__YOUR TASK__.
Reproduce every line of the listing as written, apart from the pictures.

__GIVEN INFORMATION__.
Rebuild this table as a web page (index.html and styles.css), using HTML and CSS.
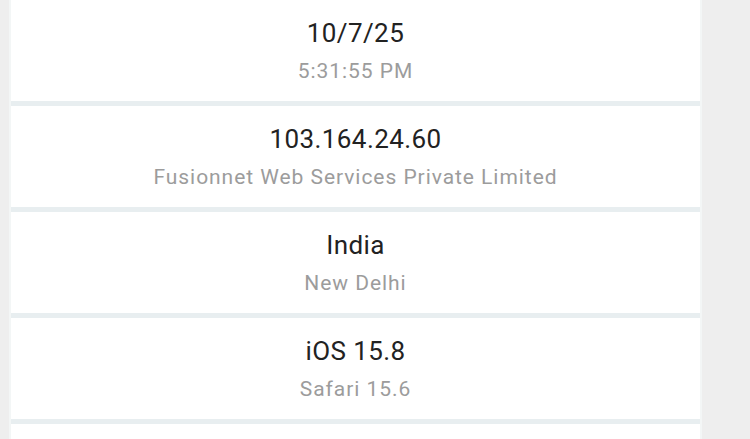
FILE: index.html
```html
<!DOCTYPE html>
<html lang="en">
<head>
  <meta charset="UTF-8">
  <meta name="viewport" content="width=device-width, initial-scale=1.0">
  <title>Visits</title>
  <link rel="stylesheet" href="styles.css">
</head>
<body>
  <div class="visit-list">
    <div class="visit-row">
      <div class="main">10/7/25</div>
      <div class="sub">5:31:55 PM</div>
    </div>
    <div class="visit-row">
      <div class="main">103.164.24.60</div>
      <div class="sub">Fusionnet Web Services Private Limited</div>
    </div>
    <div class="visit-row">
      <div class="main">India</div>
      <div class="sub">New Delhi</div>
    </div>
    <div class="visit-row">
      <div class="main">iOS 15.8</div>
      <div class="sub">Safari 15.6</div>
    </div>
    <div class="visit-row">
      <div class="main">&nbsp;</div>
      <div class="sub">&nbsp;</div>
    </div>
  </div>
</body>
</html>
```

FILE: styles.css
```css
* {
  box-sizing: border-box;
}
body {
  margin: 0;
  padding: 0;
  background: #eeeeee;
  font-family: Roboto, 'Noto Sans', sans-serif;
  overflow: hidden;
}
.visit-list {
  margin-left: 9px;
  width: 693px;
  border-left: 2px solid #f3f6f6;
  border-right: 2px solid #f3f6f6;
  background: #e8eef0;
  display: flex;
  flex-direction: column;
  gap: 5px;
}
.visit-row {
  background: #ffffff;
  height: 101px;
  padding-top: 17px;
  text-align: center;
}
.main {
  font-size: 26px;
  line-height: 32px;
  letter-spacing: 0.4px;
  color: #222222;
}
.sub {
  margin-top: 6px;
  font-size: 21px;
  line-height: 32px;
  letter-spacing: 0.95px;
  color: #9c9c9c;
}
```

__RESULT FOR THIS EXERCISE__.
Rebuild this table as a web page (index.html and styles.css), using HTML and CSS.
FILE: index.html
```html
<!DOCTYPE html>
<html lang="en">
<head>
  <meta charset="UTF-8">
  <meta name="viewport" content="width=device-width, initial-scale=1.0">
  <title>Visits</title>
  <link rel="stylesheet" href="styles.css">
</head>
<body>
  <div class="visit-list">
    <div class="visit-row">
      <div class="main">10/7/25</div>
      <div class="sub">5:31:55 PM</div>
    </div>
    <div class="visit-row">
      <div class="main">103.164.24.60</div>
      <div class="sub">Fusionnet Web Services Private Limited</div>
    </div>
    <div class="visit-row">
      <div class="main">India</div>
      <div class="sub">New Delhi</div>
    </div>
    <div class="visit-row">
      <div class="main">iOS 15.8</div>
      <div class="sub">Safari 15.6</div>
    </div>
    <div class="visit-row">
      <div class="main">&nbsp;</div>
      <div class="sub">&nbsp;</div>
    </div>
  </div>
</body>
</html>
```

FILE: styles.css
```css
* {
  box-sizing: border-box;
}
body {
  margin: 0;
  padding: 0;
  background: #eeeeee;
  font-family: Roboto, 'Noto Sans', sans-serif;
  overflow: hidden;
}
.visit-list {
  margin-left: 9px;
  width: 693px;
  border-left: 2px solid #f3f6f6;
  border-right: 2px solid #f3f6f6;
  background: #e8eef0;
  display: flex;
  flex-direction: column;
  gap: 5px;
}
.visit-row {
  background: #ffffff;
  height: 101px;
  padding-top: 17px;
  text-align: center;
}
.main {
  font-size: 26px;
  line-height: 32px;
  letter-spacing: 0.4px;
  color: #222222;
}
.sub {
  margin-top: 6px;
  font-size: 21px;
  line-height: 32px;
  letter-spacing: 0.95px;
  color: #9c9c9c;
}
```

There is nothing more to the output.